BUSINESS · SINGLE-CARD REVIEW

If your small business spends $2,000 a month on travel, shipping, internet, phone, and online advertising combined, the Chase Ink Business Preferred earns 72,000 points per year on those categories alone — worth $900 to $1,440 depending on how you redeem — for a $95 annual fee. Here's whether the math works for your business.

By Credit Card Reviews Editorial — Reviewed by Ryan Calloway

Ink Business Preferred card art

Ink Business Preferred

Annual Fee
$95
Welcome Bonus
100,000 points after $8,000 in purchases in the first 3 months
Rewards Rate
3x on travel, shipping, internet/phone, and online ads (up to $150,000/yr); 1x on everything else
APR Range
17.74%–26.74% variable
Our Rating
4 / 5

The Verdict

If your business spends $400 or more per month on travel, shipping, internet/phone, or online advertising, the Ink Business Preferred covers its $95 annual fee and then some. The 100,000-point welcome bonus is one of the stronger small-business card offers available as of Q2 2026, and the Chase Ultimate Rewards transfer partners are among the best for business travel redemptions.

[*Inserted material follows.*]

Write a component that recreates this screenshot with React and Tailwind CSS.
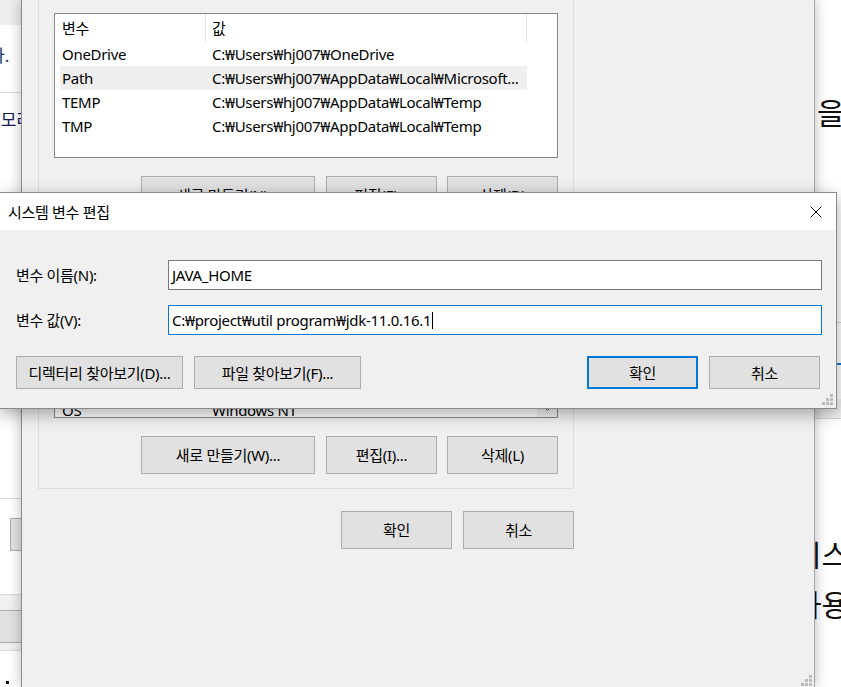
import React from "react";

// ── 공통 조각 ────────────────────────────────────────────────────────────────
function Grip({ className = "" }) {
  const dots = [[8, 0], [4, 4], [8, 4], [0, 8], [4, 8], [8, 8]];
  return (
    <svg width="11" height="11" viewBox="0 0 11 11" className={className}>
      {dots.map(([x, y]) => (
        <rect key={`${x}-${y}`} x={x} y={y} width="3" height="3" fill="#bcbcbc" />
      ))}
    </svg>
  );
}

function Btn({ children, className = "", primary = false }) {
  return (
    <div
      className={`flex items-center justify-center bg-[#e1e1e1] whitespace-nowrap ${
        primary ? "border-2 border-[#0078d7]" : "border border-[#adadad]"
      } ${className}`}
    >
      {children}
    </div>
  );
}

function Row({ name, value, selected = false }) {
  return (
    <div
      className={`ml-[5px] w-[467px] h-[24px] flex items-center whitespace-nowrap ${
        selected ? "bg-[#efefef]" : ""
      }`}
    >
      <div className="w-[150px] pl-[2px]">{name}</div>
      <div className="flex-1 pl-[2px] overflow-hidden">{value}</div>
    </div>
  );
}

const userVars = [
  { name: "OneDrive", value: "C:₩Users₩hj007₩OneDrive" },
  { name: "Path", value: "C:₩Users₩hj007₩AppData₩Local₩Microsoft...", selected: true },
  { name: "TEMP", value: "C:₩Users₩hj007₩AppData₩Local₩Temp" },
  { name: "TMP", value: "C:₩Users₩hj007₩AppData₩Local₩Temp" },
];

const sysVars = [
  { name: "ComSpec", value: "C:₩WINDOWS₩system32₩cmd.exe" },
  { name: "DriverData", value: "C:₩Windows₩System32₩Drivers₩DriverData" },
  { name: "JAVA_HOME", value: "C:₩project₩util program₩jdk-11.0.16.1" },
  { name: "NUMBER_OF_PROCESSORS", value: "8" },
  { name: "OS", value: "Windows NT" },
];

// ── 뒤쪽 창 (왼쪽) ───────────────────────────────────────────────────────────
function LeftBack() {
  return (
    <div className="absolute left-0 top-0 w-[21px] h-[687px] overflow-hidden bg-white text-[17px] leading-[22px] tracking-normal">
      <div className="h-[25px] bg-[#eeeeee]" />
      <div className="h-[67px] pt-[20px] whitespace-nowrap -ml-[11px] text-[#0a3a6a]">다.</div>
      <div className="h-[406px] border-t border-[#d9d9d9] pt-[16px] whitespace-nowrap -ml-[15px] text-[#1a1a5a]">
        메모리
      </div>
      <div className="h-[96px] border-t border-[#d9d9d9] pt-[19px]">
        <div className="ml-[10px] w-[20px] h-[33px] bg-[#e1e1e1] border border-[#adadad]" />
      </div>
      <div className="h-[16px] border-t border-[#dadada] bg-[#f0f0f0]" />
      <div className="h-[33px] border-y border-[#acacac] bg-[#e1e1e1]" />
      <div className="h-[8px] border-b border-[#dadada] bg-[#f0f0f0]" />
      <div className="pt-[30px] pl-[6px]">
        <div className="w-[3px] h-[3px] bg-black" />
      </div>
    </div>
  );
}

// ── 뒤쪽 창 (오른쪽) ─────────────────────────────────────────────────────────
function RightBack() {
  return (
    <div className="absolute left-[790px] top-0 w-[51px] h-[687px] overflow-hidden bg-white text-[30px] leading-[40px] tracking-normal text-[#111]">
      <div className="h-[93px]" />
      <div className="pl-[27px] whitespace-nowrap">을</div>
      <div className="h-[133px]" />
      <div className="h-[57px] border-b border-[#d0d0d0]" />
      <div className="h-[40px]" />
      <div className="h-[2px] bg-[#0078d7]" />
      <div className="h-[34px]" />
      <div className="h-[20px] bg-[#f0f0f0] border-b border-[#d6d6d6]" />
      <div className="h-[116px]" />
      <div className="pl-[4px] whitespace-nowrap">시스</div>
      <div className="h-[10px]" />
      <div className="pl-[4px] whitespace-nowrap">사용</div>
    </div>
  );
}

// ── 환경 변수 창 ─────────────────────────────────────────────────────────────
function EnvWindow() {
  return (
    <div className="absolute left-[21px] top-0 w-[794px] h-[687px] bg-[#f0f0f0] border-l border-r border-l-[#8c8c8c] border-r-[#a5a5a5] shadow-[0_0_12px_rgba(0,0,0,0.28)]">
      <div className="ml-[16px] w-[536px] border-x border-b border-[#dcdcdc] px-[15px] pt-[13px] pb-[14px]">
        {/* 사용자 변수 */}
        <div className="h-[145px] bg-white border border-[#828790] overflow-hidden">
          <div className="ml-[5px] w-[467px] h-[28px] flex border-r border-[#e5e5e5]">
            <div className="w-[146px] pl-[2px] flex items-center border-r border-[#e5e5e5]">변수</div>
            <div className="pl-[6px] flex items-center">값</div>
          </div>
          {userVars.map((v) => (
            <Row key={v.name} {...v} />
          ))}
        </div>

        <div className="mt-[18px] h-[38px] flex justify-end gap-[10px]">
          <Btn className="w-[174px] mr-px">새로 만들기(N)...</Btn>
          <Btn className="w-[111px]">편집(E)...</Btn>
          <Btn className="w-[111px]">삭제(D)</Btn>
        </div>

        {/* 시스템 변수 */}
        <div className="mt-[26px] h-[178px] bg-white border border-[#828790] flex overflow-hidden">
          <div className="flex-1 flex flex-col justify-end overflow-hidden">
            <div className="-mb-[5px]">
              {sysVars.map((v) => (
                <Row key={v.name} {...v} />
              ))}
            </div>
          </div>
          <div className="w-[20px] bg-[#f0f0f0] flex flex-col justify-end">
            <div className="h-[17px] flex items-center justify-center">
              <svg width="7" height="4" viewBox="0 0 7 4">
                <path d="M0.5 0.5 L3.5 3.5 L6.5 0.5" stroke="#606060" fill="none" />
              </svg>
            </div>
          </div>
        </div>

        <div className="mt-[18px] h-[38px] flex justify-end gap-[10px]">
          <Btn className="w-[174px] mr-px">새로 만들기(W)...</Btn>
          <Btn className="w-[111px]">편집(I)...</Btn>
          <Btn className="w-[111px]">삭제(L)</Btn>
        </div>
      </div>

      <div className="ml-[16px] w-[536px] mt-[22px] h-[38px] flex justify-end gap-[11px]">
        <Btn className="w-[111px]">확인</Btn>
        <Btn className="w-[111px]">취소</Btn>
      </div>

      <Grip className="absolute right-[2px] bottom-[1px]" />
    </div>
  );
}

// ── 시스템 변수 편집 대화 상자 ───────────────────────────────────────────────
function EditDialog() {
  return (
    <div className="absolute left-[-1px] top-[192px] w-[838px] h-[217px] border border-[#8a8a8a] bg-[#f0f0f0] shadow-[0_5px_16px_rgba(0,0,0,0.32)] flex flex-col">
      <div className="h-[37px] bg-white flex items-center justify-between pl-[8px] pr-[14px]">
        <span>시스템 변수 편집</span>
        <svg width="12" height="12" viewBox="0 0 12 12">
          <path d="M0.5 0.5 L11.5 11.5 M11.5 0.5 L0.5 11.5" stroke="#111" strokeWidth="1" />
        </svg>
      </div>

      <div className="flex-1 pt-[30px] pl-[16px] pr-[14px]">
        <div className="h-[30px] flex items-center">
          <div className="w-[152px]">변수 이름(N):</div>
          <div className="flex-1 h-[30px] bg-white border border-[#7a7a7a] pl-[3px] flex items-center">
            JAVA_HOME
          </div>
        </div>
        <div className="mt-[15px] h-[30px] flex items-center">
          <div className="w-[152px]">변수 값(V):</div>
          <div className="flex-1 h-[30px] bg-white border border-[#0078d7] pl-[3px] flex items-center whitespace-nowrap">
            C:₩project₩util program₩jdk-11.0.16.1
            <span className="ml-px w-px h-[17px] bg-black" />
          </div>
        </div>
        <div className="mt-[21px] h-[33px] flex">
          <Btn className="w-[167px]">디렉터리 찾아보기(D)...</Btn>
          <Btn className="w-[167px] ml-[11px]">파일 찾아보기(F)...</Btn>
          <div className="flex-1" />
          <Btn primary className="w-[111px]">확인</Btn>
          <Btn className="w-[111px] ml-[11px] mr-[2px]">취소</Btn>
        </div>
      </div>

      <Grip className="absolute right-[3px] bottom-[3px]" />
    </div>
  );
}

// ── 페이지 ───────────────────────────────────────────────────────────────────
export default function App() {
  return (
    <div className="relative w-[841px] h-[687px] overflow-hidden bg-white text-black text-[15px] leading-[20px] tracking-[-0.3px] font-['Noto_Sans','Noto_Sans_CJK_KR',sans-serif]">
      <LeftBack />
      <RightBack />
      <EnvWindow />
      <EditDialog />
    </div>
  );
}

Apply for the Ink Business Preferred →

Pros

  • 100,000-point welcome bonus — worth $1,250 through Chase Travel or up to $1,500+ via airline transfers — after $8,000 spend in 3 months.
  • 3x points on four business-heavy categories (travel, shipping, internet/phone, online ads) up to $150,000 combined per year.
  • No foreign transaction fees and transferable Ultimate Rewards points to 10 airline and 4 hotel partners at 1:1.
  • At $95 annual fee, delivers comparable economics to the $375 Amex Business Gold for most small-business spending profiles.

Cons

  • 1x points on all spending outside the four 3x categories — a flat 2% business card outperforms if your spend doesn't fit the bonus buckets.
  • $8,000 in 3 months is a real threshold; businesses that pay vendors by ACH or check may struggle to hit it naturally.
  • No 5x on office supply stores (the no-fee Ink Business Cash earns 5% there and on internet/phone/cable on a smaller cap).
  • Variable APR of 17.74%–26.74% — carrying a balance erases any point value; this card requires monthly full payoff to make the math work.

Get this card if…

  • Your business regularly spends on at least two of: travel, shipping, internet/phone services, or online advertising
  • You can put $400+ per month on 3x categories and will actually use the points for business travel
  • You also hold a Chase Sapphire card personally and want to pool Ultimate Rewards points for higher redemption rates
  • You can organically reach $8,000 in spend over the first 3 months without forcing expenses onto the card

Skip if…

  • Most of your business spend is inventory, payroll, or vendor payments that won't code as a 3x category
  • You want to avoid an annual fee — the Ink Business Cash or Ink Business Unlimited are $0-fee alternatives
  • You carry a balance month-to-month — the variable APR will cost far more than the points earn back

Frequently Asked Questions

How much do I need to spend each month to justify the $95 annual fee?

At 1.25 cents per point through the Chase Travel portal, spending around $380–$400 per month on 3x categories generates enough additional points to cover the annual fee. Below that threshold, a no-fee business card likely delivers better net value.

Does the Ink Business Preferred charge foreign transaction fees?

No. Chase charges no foreign transaction fees on this card, which makes it usable for international business travel or paying foreign vendors without a currency surcharge.

What credit score does Chase typically require for approval?

Chase generally targets a personal FICO of 700 or above for business card approvals, and also considers business revenue and time in business. Approval is not guaranteed — Chase evaluates the full application, not the credit score alone.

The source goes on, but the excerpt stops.